Chocolate Pretzel: A fun and flavorful pairing crunchy baked pretzels and rich dark chocolate.

Creole Truffle: A 49% dark Venezuelan Chocolate made from Criolo beans and blended with cream and butter.

Honey Toffee Truffle
: A buttery vanilla toffee ganache made with Tasmanian Honey and blended with Swiss milk chocolate.

Key Lime Shell: Classic and simple, made with fresh key lime juice and the feeling of a little Florida sunshine with each bite.

Passion Panna Cotta: A light buttermilk ganache layered with passion fruit and vanilla jam covered in white chocolate.

Toasted Almond: Roasted almonds blended into a Swiss white chocolate ganache and accented with a touch of amaretto and Kahlua.

All of NLC's regular assorted boxes are available in 10-, 15-, 18-, 25- and 36-piece boxes starting at $22 for the 10-piece box (prices do not including shipping and applicable taxes).

For those visiting NLC's chocolate salon in Ft. Myers, Florida, they can indulge in a piece of luxury for as little as $1.50.

Finalists for Outstanding New Product of 2009 announced

Tortilla chips with olives and capers, breakfast cheese and organic blood orange soda are among the 11 finalists for the 2009 sofi Award for Outstanding New Product of 2009.

The sofi Awards, presented by the National Association for the Specialty Food Trade, honor the outstanding specialty foods and beverages of the year in 33 categories. “sofi” stands for specialty outstanding food innovation.

Finalists for Outstanding New Product 2009 are:

    * Belle Chevre -  Belle & The Bees Breakfast Cheese
    * Chex Finer Foods - Laurel Hill Tortilla Chips - Olive and Caper
    * Clotho Corp. -  Haddrell's of Cambridge Rewarewa Honey
    * European Imports Ltd.-  Cucina Viva Roasted Red Tomatoes
    * Grafton Village Cheese Co. - Grafton Duet
    * Koppert Cress USA - Mustard Cress Single Retail Unit
    * New England Herbal Foods -  Danielle Fruit Chips - Roasted Coconut
    * Sonoma Syrup Co.™ - Acai Black Currant Superfruit Syrup™
    * The Gracious Gourmet - Dilled Carrot Tomato Tapenade
    * Theo Chocolate - Theo Limited Edition Collection
    * Vinnedge Distributing Inc.- Vergnano Italian Organic Blood Orange Soda

A national panel of specialty food experts tasted and evaluated 1,997 products over five days at NASFT offices in New York this spring.

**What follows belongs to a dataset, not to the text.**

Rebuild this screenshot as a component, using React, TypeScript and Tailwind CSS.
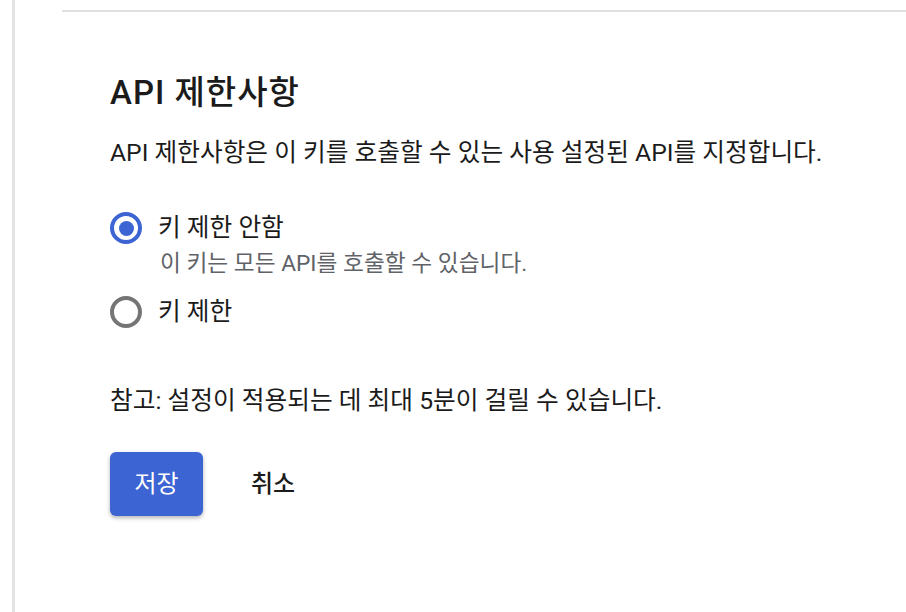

They selected 128 finalists across 33 categories, including Outstanding Chocolate, Cheese, Snack Food and Olive Oil. The last two groups of finalists were selected earlier this month, for Outstanding New Product and Outstanding Product Line.

The finalists will be judged by attendees at the Summer Fancy Food Show in New York. Gold winners will be announced at a special ceremony Monday, June 29 hosted by noted chef Ming Tsai.